Patrick Stickler writes:
 > 
 > There are several arguements against that approach:
 > 
 > (1) it violates the rights of web authorities to control their own URI 
 > space

I'm not sure what you mean here. AFAICS Web authorities are still free
to do what they like with their web spaces. The agent won't get any
guarantees that the RULE will work, just as it doesn't if the server
chooses to implement MGET to mean e.g. 'multiple-get'.

 > (2) it violates the principle of URI opacity

Is this a real-world problem? robots.txt violates the principal of
URI opacity, but still adds lots of value to the web.

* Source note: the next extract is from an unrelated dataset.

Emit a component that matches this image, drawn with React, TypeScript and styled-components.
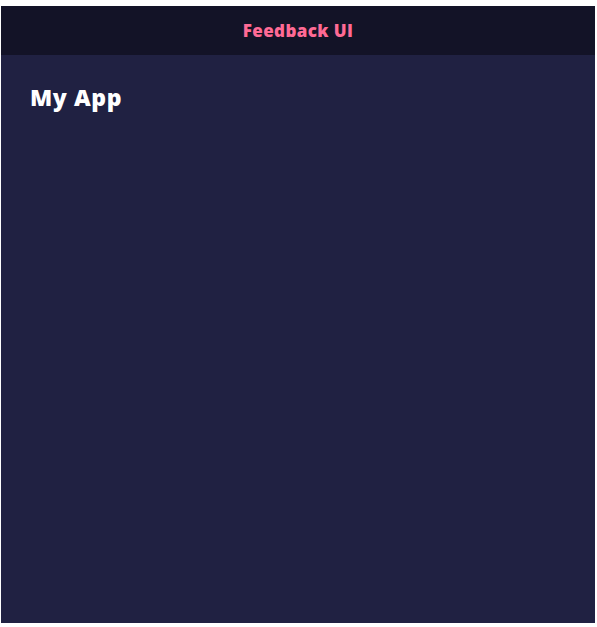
import React from "react";
import styled, { createGlobalStyle } from "styled-components";

const GlobalStyle = createGlobalStyle`
  html, body { margin: 0; padding: 0; background: #ffffff; }
  body { font-family: "Open Sans", "Noto Sans", sans-serif; }
  * { box-sizing: border-box; }
`;

const Frame = styled.div`
  width: 597px;
  height: 627px;
  padding: 6px 2px 4px 1px;
  background: #ffffff;
`;

const Page = styled.div`
  display: flex;
  flex-direction: column;
  height: 100%;
  background: #202142;
`;

const Header = styled.header`
  height: 49px;
  display: flex;
  align-items: center;
  justify-content: center;
  background: rgba(0, 0, 0, 0.4);
`;

const Brand = styled.h2`
  margin: 0;
  font-size: 17px;
  font-weight: 800;
  color: #ff6a95;
  letter-spacing: 0.4px;
`;

const Container = styled.main`
  padding: 26px 29px;
`;

const Title = styled.h1`
  margin: 0;
  font-size: 23px;
  font-weight: 800;
  color: #ffffff;
  letter-spacing: 0.6px;
`;

export default function App() {
  return (
    <>
      <GlobalStyle />
      <Frame>
        <Page>
          <Header>
            <Brand>Feedback UI</Brand>
          </Header>
          <Container>
            <Title>My App</Title>
          </Container>
        </Page>
      </Frame>
    </>
  );
}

 > (3) it violates the freedom of URI schemes to define their own syntax

How - can't we just restrict this to scheme to HTTP?

 > (4) it may not be possible to define any rule that will work for 
 > arbitrary URIs

So just do it for HTTP URIs.

 > (5) it is less convenient for implementors who don't want to posit 
 > explicit, static descriptions
 > 

I suspect it's easier than deploying a whole new MGET infrastructure
with proxes, caches and servers.
Most webservers can direct requests to implementations based on
e.g. suffixes. Apache can do it based on regex matches over the URI.

 > (I could go on, but I think the above is sufficient ;-)
 > 

Please do - I'm haven't seen the killer reason yet.